Trusting your bottom-up moves
As world-class champions attest, at the topmost levels, where your opponents have practiced about as many thousands of hours as you have, any competition becomes a mental game: your mind state determines how well you can focus, and so how well you can do. The more you can relax and trust in bottom-up moves, the more you free your mind to be nimble.
Emotional resilience comes down to how quickly we recover from upsets. People who are highly resilient who bounce back right away can have as much as thirty times more activation in the left pre-frontal area than those who are less resilient.
What’s mind wandering good for?
Among other positive functions of mind wandering are generating scenarios for the future, self-reflection, navigating a complex social world, incubation of creative ideas, flexibility in focus, pondering what we’re learning, organizing our memories, just mulling life and giving our circuitry for more intensive focusing a refreshing break.
Everyone has access to same info, so what differentiates?
In a complex world where almost everyone has access to the same information, new value arises from the original synthesis, from putting ideas together in novel ways, and from smart questions that open up untapped potential. Creative insights entail joining elements in a useful, fresh way.
Eureka from Archimedes, apple falling on Newton and Einstein riding on light beam?
Good days for insights had nothing to do with stunning breakthroughs or grand victories. The key turned out to be having small wins minor innovations and troubling problems solved on concrete steps toward a larger goal.
Creative insights flowed best when people had clear goals but also freedom in how they reached them. And, most crucial, they had protected time enough to really think freely. A creative cocoon.
Paul Graham or Elon Musk’s shower thoughts?
Where do our thoughts wander when we’re not thinking of anything in particular? Most often, they are all about me. The “me” William James proposed, weaves together our sense of self by telling our story fitting random bits of life into a cohesive narrative.
Meditation - observe your own chatter. “Watch the Thinker”
It’s not the chatter of people around us that is the most powerful distractor, but rather the chatter of our own minds. Utter concentration demands these inner voices be stilled.
Emotional reactivity and the daily erks
Emotional reactivity flips us into a different mode of attention, one where our world contracts into fixation on what’s upsetting us. Those who have difficulty sustaining open awareness typically get caught up by irritating details like that person in front of them in the security line at the airport who took forever to get carry-on ready for the scanner and will still be fuming about it while waiting for their plane at the gate. But there are no emotional hijacks in open awareness just the richness of the moment.

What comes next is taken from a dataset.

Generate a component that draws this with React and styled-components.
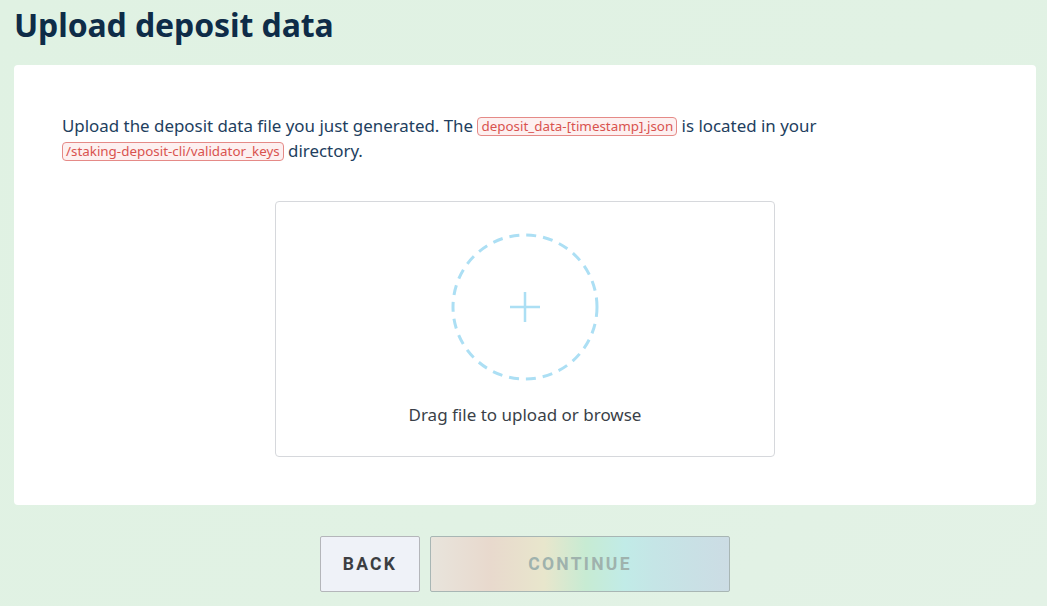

Above all, be true to yourself
George Lucas’s insistence on keeping creative control despite the financial struggle that it entailed for him signifies enormous integrity and, as the world knows, it also turned out to be a lucrative business decision. But this decision wasn’t motivated by the pursuit of money; back then ancillary rights meant selling movie posters and T-shirts, a trivial source of revenue. At the time, everyone who knew the film industry warned George against going out on his own. Such a decision requires immense confidence in one’s own guiding values. What allows people to have such a strong inner compass, a North Star that steers them through life according to the dictates of their deepest values and purposes?
There’s an intriguing relationship between self-awareness and power: There are relatively few gaps between one’s own and others’ ratings among lower-level employees. But the higher someone’s position in an organization, the bigger the gap. Self-awareness seems to diminish with promotions up the organization’s ladder.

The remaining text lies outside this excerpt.